100 + 40 = Whoo, 40% increase
80 + 40 = OMG, a 50% increase!

Could be that's what's behind the percent increase in catch-up viewers, but hey, as long as a substantial portion are still doing it, that's probably good news. And yeah, it could be NCIS-related.
I'm guessing that if it continues at that level, or slightly lower we may hear about a back order or renewal by the end of next week.
I've been checking!
Maybe the networks are finally starting to notice how people really take in programs.

I've been watching on my own schedule (via VCR) for a long time now, and see no need to change. Well, yeah, if my equipment dies, I'll upgrade, but that won't change the underlying habits I have for watching new content.
Yeah, but live numbers mean more. DVR is considered, but since people can fast forward through commercials, it's not the desirable stat.
Networks have tracked DVR's since Nielsen started publishing DVR figures. The L+3 number's aren't a dealbreaker, however, as they still include people who fast forward through the adverts. Nielsen publish figures called C+3 privately to the networks, which is DVR playback within 3 days, only including people who watch the adverts - these are the rates adverts are sold at.

The ABC press release tilts the numbers in a certain way. Which is fine; that's their job. But in terms of raw numbers, it went from 6.5 to 5.0 (including DVR playback). So that's a 25% loss between episodes.

I'd imagine ABC will hold off a week or two to see how the drop off rate before ordering more episodes or another season. It's in a pretty solid position. It's a big show out the gate and creatively there's a lot they can do with it.

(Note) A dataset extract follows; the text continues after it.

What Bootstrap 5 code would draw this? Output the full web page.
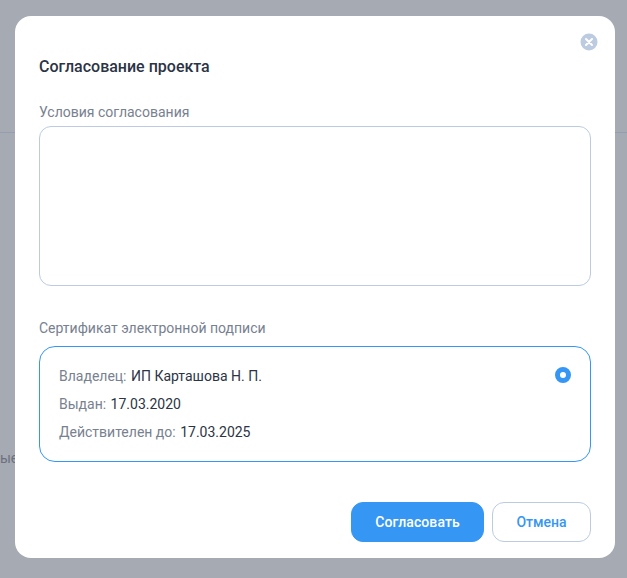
<!DOCTYPE html>
<html lang="ru">
<head>
<meta charset="utf-8">
<title>Согласование проекта</title>
<link href="https://cdn.jsdelivr.net/npm/bootstrap@5.3.0/dist/css/bootstrap.min.css" rel="stylesheet">
<style>
html,body{height:100%;margin:0;overflow:hidden}
body{font-family:Roboto,"Liberation Sans",sans-serif;background:#a6aab2;color:#2b3445}
.under-rule{height:133px;border-bottom:1px solid #959eb0}
.under-text{padding:316px 0 0 0;font-size:14px;line-height:18px;color:#6b7180}
.sheet{position:fixed;left:15px;top:16px;width:600px;height:542px;background:#fff;border-radius:16px;padding:0 24px 16px;border:0}
.sheet-close{position:absolute;right:17px;top:17px;width:18px;height:18px;padding:0;border:0;background:none;line-height:0}
.sheet-title{font-size:16px;line-height:20px;font-weight:500;color:#2b3445;margin:41px 0 26px}
.field-label{font-size:14px;line-height:18px;color:#78818f;margin:0 0 5px}
.terms{height:160px;border:1px solid #bccbe0;border-radius:12px;resize:none;box-shadow:none;padding:10px 16px}
.cert-label{margin:33px 0 9px}
.cert-box{height:116px;border:1px solid #3596f3;border-radius:16px;padding:20px 19px 0;position:relative}
.cert-row{font-size:14px;line-height:18px;margin-bottom:10px;color:#2b3445}
.cert-key{color:#78818f;margin-right:1px}
.cert-radio{width:16px;height:16px;border-radius:50%;border:5px solid #3596f3;background:#fff;margin:0}
.act{height:40px;border-radius:12px;font-size:14px;font-weight:500;line-height:20px;padding:0}
.act-main{width:133px;background:#3596f3;border:1px solid #3596f3;color:#fff;letter-spacing:.1px}
.act-alt{width:99px;background:#fff;border:1px solid #bccbe0;color:#3596f3}
</style>
</head>
<body>
<div class="under-rule"></div>
<div class="under-text">ые</div>
<div class="sheet d-flex flex-column" role="dialog">
  <button class="sheet-close" type="button" aria-label="Закрыть">
    <svg width="18" height="18" viewBox="0 0 18 18"><circle cx="9" cy="9" r="8.5" fill="#bccbe0"/><path d="M6 6l6 6M12 6l-6 6" stroke="#fff" stroke-width="2" stroke-linecap="round"/></svg>
  </button>
  <h5 class="sheet-title">Согласование проекта</h5>
  <label class="field-label" for="terms">Условия согласования</label>
  <textarea class="form-control terms" id="terms"></textarea>
  <div class="field-label cert-label">Сертификат электронной подписи</div>
  <div class="cert-box d-flex justify-content-between align-items-start">
    <div>
      <div class="cert-row"><span class="cert-key">Владелец:</span> ИП Карташова Н. П.</div>
      <div class="cert-row"><span class="cert-key">Выдан:</span> 17.03.2020</div>
      <div class="cert-row"><span class="cert-key">Действителен до:</span> 17.03.2025</div>
    </div>
    <div class="cert-radio"></div>
  </div>
  <div class="d-flex justify-content-end gap-2" style="margin-top:40px">
    <button class="btn act act-main" type="button">Согласовать</button>
    <button class="btn act act-alt" type="button">Отмена</button>
  </div>
</div>
</body>
</html>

[ edited by gossi on 2013-10-07 09:35 ]
Great news :) and not unexpected by the non=picnic contingent. That's a great showing.
And unlike previously announced, NBC has decided to push another 2-hour showing of The Voice US this Tuesday, so we'll be seeing Agents of SHIELD facing another week of NCIS and The Voice competition on its timeslot in the US.

Wonder how number will hold.

We'll only be able to see how it performs not running against an episode of The Voice US, next week.
Numfar, I think The Voice is a sort of clip show tomorrow, called Best Of The Blinds. Let's hope it doesn't attract its usual huge audience.
Do any of these stats include people who watch on or other legal websites? Or on demand? (Assuming thats not included with dvr)
Cap, no it does not. Nielsen ratings are ultimately used for only one purpose: to figure out how many people watched the commercials so advertisers know how much to pay networks. The rest is spin and noise. Other methods of viewing are of course counted and analyzed but it is never part of Nielsen ratings which only measure TV viewing. Nielsen is not meant to and does not measure how many people watch a TV show or how popular it is. :) Also, revenue streams from alternate legal viewing platforms are usually so small compared to revenue from commercials on air that they are a footnote at best.
I think that having good DVR numbers is good news for the Live numbers in this case. It might mean that all the people who left to watch the very special episode of NCIS last week are all caught up. So unlike in the days of no DVR, the show is still fresh in their minds and there's nothing to keep them from from watching SHIELD *live* this week.
Thank you irrationalitv! That sucks tho. I cant watch it live due to night classes and still try to support it through other legal means
Don't feel too bad, Cap. Unless you're a Neilson family, watching live doesn't affect the ratings at all.
The first episode got 1.9m views on Hulu and in the first week.